In Tanzania, she will lecture at the University of Dodoma School of Nursing, as part of a project to build capacity through faculty development, curricular revisions, and teaching. She previously taught at UDOM as a volunteer nurse educator, as part of the Global Health Service Partnership between the US Peace Corps and Seed Global Health.
“I’m honored to be selected as a 2020-2021 Fulbright U.S. Scholar to Tanzania,” Nyange said. “My work as a Fulbright U.S. Scholar will have a lasting impact on students and faculty at UDOM and will also open the door for more collaborative programs between TSU and UDOM.”
As a Fulbright Scholar, Dr. Nyange will share knowledge and foster meaningful connections across communities in the United States and Tanzania. She will engage in cutting-edge research and expand her professional networks, by laying the groundwork for forging future partnerships between TSU and UDOM.
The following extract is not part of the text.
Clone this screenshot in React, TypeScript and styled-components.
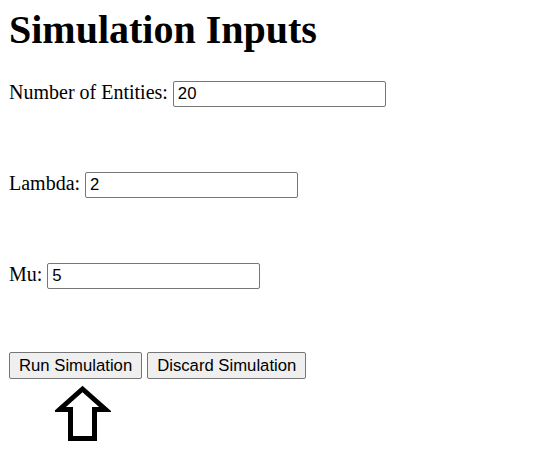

“The College of Health Sciences is heartened to hear of Dr. Nyange’s accomplishment,” said Dr. Ronald Barredo, dean and professor of the College of Health Sciences. “She is a true embodiment of our commitment to the university’s mission, ‘Think, Work, Serve.’”
A flagship international educational exchange program sponsored by the U.S. government, the Fulbright Program is designed to forge lasting connections between the people of the United States and the people of other countries, counter misunderstandings, and help people and nations work together toward common goals. Its alumni have achieved distinction in many fields, including 60 who have been awarded the Nobel Prize, 86 who have received Pulitzer Prizes, and 37 who have served as a head of state or government.
TSU has been actively engaged in the Fulbright program in the past. Last year, the University received the designation as a Fulbright HBCU Institutional Leader, one of only 19 historically black colleges and universities to receive the recognition for demonstrating noteworthy support for Fulbright exchange participants during the 2018-2019 academic year. In the same year, Prof. Janice M. Williams, also from the College of Health Professions, received the Fulbright Scholar Award in dental sciences to lecture at the University of KwaZulu Natal in South Africa.
To learn more about the TSU College of Health Sciences, visit http://www.tnstate.edu/health_sciences/.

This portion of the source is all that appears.